Labyrinth: Masquerade #1 had the potential for an equally empowered protagonist, but instead, opted to give Schemer an entire character arc of his own. Sure, it was nice; I guess that the little guy got to grow too. He is the character we meet first in this story, after all. But the comic shouldn’t have to be about him. It feels like a narrative parallel just for the sake of a narrative parallel. His story is fine, but it’s not nearly compelling or original enough to have taken away from the genuinely excellent story weaved for the true protagonist. It’s an unfortunate aspect that merely takes away far more than it adds to a comic already grasping for thematic and tonal connection to its source material.

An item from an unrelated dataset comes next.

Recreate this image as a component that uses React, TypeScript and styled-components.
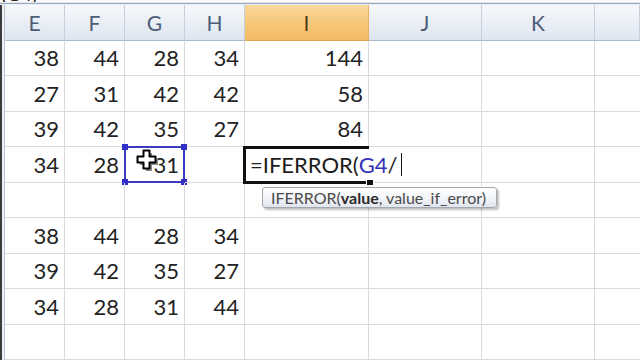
import React from 'react'
import styled, { createGlobalStyle } from 'styled-components'

const GlobalStyle = createGlobalStyle`
  html, body {
    margin: 0;
    padding: 0;
    background: #ffffff;
    overflow: hidden;
  }
  body {
    font-family: Lato, "Open Sans", "Liberation Sans", sans-serif;
  }
`

const GRID = '#d9dbde'

//page frame
const Page = styled.div`
  width: 640px;
  height: 360px;
  overflow: hidden;
  display: flex;
  flex-direction: column;
  background: #ffffff;
`

//formula bar, only its bottom edge shows
const FormulaStrip = styled.div`
  height: 9px;
  display: flex;
  align-items: flex-end;
  overflow: hidden;
  background: #fbfbfb;
  border-bottom: 1px solid #e3e6ea;

  span {
    font-size: 20px;
    line-height: 20px;
    margin-bottom: -1px;
    padding-left: 1px;
    color: #222;
  }
`

const Divider = styled.div`
  height: 3px;
  border-top: 1px solid #9aabc2;
  background: linear-gradient(#dfe6ef, #f4f7fb);
`

//sheet grid
const Sheet = styled.div`
  display: grid;
  grid-template-columns: 5px 60px 60px 60px 60px 124px 113px 113px 1fr;
  grid-template-rows: 36px repeat(9, 35.5px);
  flex: 1;
`

const Gutter = styled.div`
  border-left: 2px solid #3b3b3b;
  border-right: 1px solid #b9c3cf;
  background: #eef1f5;
`

type HeadProps = { $active?: boolean }

const HeadCell = styled.div<HeadProps>`
  display: flex;
  align-items: center;
  justify-content: center;
  font-size: 21px;
  color: ${({ $active }) => ($active ? '#4f3d1c' : '#4c5d78')};
  background: ${({ $active }) =>
    $active
      ? 'linear-gradient(#f9d89d, #f6c677 55%, #f3bb63)'
      : 'linear-gradient(#f6f8fb, #e9eef5 55%, #dfe6f0)'};
  border-right: 1px solid ${({ $active }) => ($active ? '#e9b061' : '#c6d0dd')};
  border-bottom: 1px solid ${({ $active }) => ($active ? '#e0a54f' : '#a9bbd0')};
`

type CellProps = { $last?: boolean }

const Cell = styled.div<CellProps>`
  position: relative;
  display: flex;
  align-items: center;
  justify-content: flex-end;
  padding-right: 5px;
  font-size: 22px;
  color: #222222;
  border-right: ${({ $last }) => ($last ? 'none' : `1px solid ${GRID}`)};
  border-bottom: 1px solid ${GRID};
`

//blue selection around G4
const Selection = styled.div`
  position: absolute;
  inset: -1px -1px -1px -1px;
  border: 2px solid #3b3bbf;
  pointer-events: none;
`

type HandleProps = { $x: 'left' | 'right'; $y: 'top' | 'bottom' }

const Handle = styled.div<HandleProps>`
  position: absolute;
  width: 6px;
  height: 6px;
  background: #3030c4;
  ${({ $x }) => $x}: -4px;
  ${({ $y }) => $y}: -4px;
`

const Cursor = styled.svg`
  position: absolute;
  left: 11px;
  top: 2px;
`

//active cell in edit mode
const EditBox = styled.div`
  position: absolute;
  top: -1px;
  left: -2px;
  right: -1px;
  bottom: -2px;
  border: 3px solid #111111;
  border-right: none;
  z-index: 2;
`

const EditText = styled.div`
  position: absolute;
  top: 0;
  bottom: 0;
  left: 1px;
  padding: 0 4px 0 3px;
  display: flex;
  align-items: center;
  white-space: nowrap;
  background: #ffffff;
  font-size: 22px;
  color: #1c1c1c;
`

const Ref = styled.span`
  color: #3232b4;
`

const Caret = styled.span`
  display: inline-block;
  width: 1.5px;
  height: 23px;
  margin-left: 3px;
  background: #111111;
`

const FillHandle = styled.div`
  position: absolute;
  right: -5px;
  bottom: -5px;
  width: 6px;
  height: 5px;
  background: #111111;
  border: 1px solid #ffffff;
`

const Tip = styled.div`
  position: absolute;
  left: 17px;
  top: 40px;
  height: 19px;
  padding: 0 10px 0 8px;
  display: flex;
  align-items: center;
  white-space: nowrap;
  font-size: 16px;
  color: #4a4a4a;
  background: linear-gradient(#ffffff, #f3f5f9 50%, #e2e6ee);
  border: 1px solid #a3a8b0;
  border-radius: 3px;
  box-shadow: 2px 2px 2px rgba(0, 0, 0, 0.25);
  z-index: 3;

  b {
    color: #2a2a2a;
  }
`

const columns = ['E', 'F', 'G', 'H', 'I', 'J', 'K', '']

const rows: (number | null)[][] = [
  [38, 44, 28, 34, 144],
  [27, 31, 42, 42, 58],
  [39, 42, 35, 27, 84],
  [34, 28, 31, null, null],
  [],
  [38, 44, 28, 34],
  [39, 42, 35, 27],
  [34, 28, 31, 44],
  [],
]

const MoveCursor = () => (
  <Cursor width="24" height="23" viewBox="0 0 24 23">
    <path
      d="M8 2h6v6h6v6h-6v6H8v-6H2V8h6z"
      fill="#8a8a8a"
      transform="translate(2 2)"
    />
    <path
      d="M7.5 1.5h6v6h6v6h-6v6h-6v-6h-6v-6h6z"
      fill="#ffffff"
      stroke="#000000"
      strokeWidth="2"
      strokeLinejoin="round"
    />
  </Cursor>
)

const SelectedCell = ({ value }: { value: number }) => (
  <Cell>
    {value}
    <Selection>
      <Handle $x="left" $y="top" />
      <Handle $x="right" $y="top" />
      <Handle $x="left" $y="bottom" />
      <Handle $x="right" $y="bottom" />
    </Selection>
    <MoveCursor />
  </Cell>
)

const EditingCell = () => (
  <Cell>
    <EditBox>
      <EditText>
        =IFERROR(<Ref>G4</Ref>/<Caret />
      </EditText>
      <FillHandle />
    </EditBox>
    <Tip>
      IFERROR(<b>value</b>, value_if_error)
    </Tip>
  </Cell>
)

export default function App() {
  return (
    <>
      <GlobalStyle />
      <Page>
        <FormulaStrip>
          <span>(G4)</span>
        </FormulaStrip>
        <Divider />
        <Sheet>
          <Gutter />
          {columns.map((c, i) => (
            <HeadCell key={i} $active={c === 'I'}>
              {c}
            </HeadCell>
          ))}
          {rows.map((row, r) => (
            <React.Fragment key={r}>
              <Gutter />
              {columns.map((_, c) => {
                if (r === 3 && c === 2) return <SelectedCell key={c} value={31} />
                if (r === 3 && c === 4) return <EditingCell key={c} />
                const v = row[c]
                return (
                  <Cell key={c} $last={c === columns.length - 1}>
                    {v ?? ''}
                  </Cell>
                )
              })}
            </React.Fragment>
          ))}
        </Sheet>
      </Page>
    </>
  )
}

Were each of Labyrinth: Masquerade #1‘s flaws isolated or the only ones, I would feel more positively about this comic. The concept is excellent, and much of the art and coloring are wonderful. But with poor dialogue timed in the wrong places, some tonal shortcomings, and a totally detractive B-plot, it is hard for me to recommend this comic. Big fans of the movie may find it interesting and satisfying in some regards, but overall, it unfortunately disappoints.

Jim Henson’s Labyrinth: Masquerade #1 is available wherever comics are sold.

Jim Henson's Labyrinth: Masquerade #1
2.8

TL;DR

Were each of Labyrinth: Masquerade #1‘s flaws isolated or the only ones, I would feel more possitively about this comic. The concept is excellent and much of the art and coloring is wonderful. But with poor dialogue timed in the wrong places, some tonal shortcomings, and an totally detractive B-plot, it is hard for me to recommend this comic. Big fans of the movie may find it interesting and satisfying in some regards, but overall, it unfortunately dissapoints.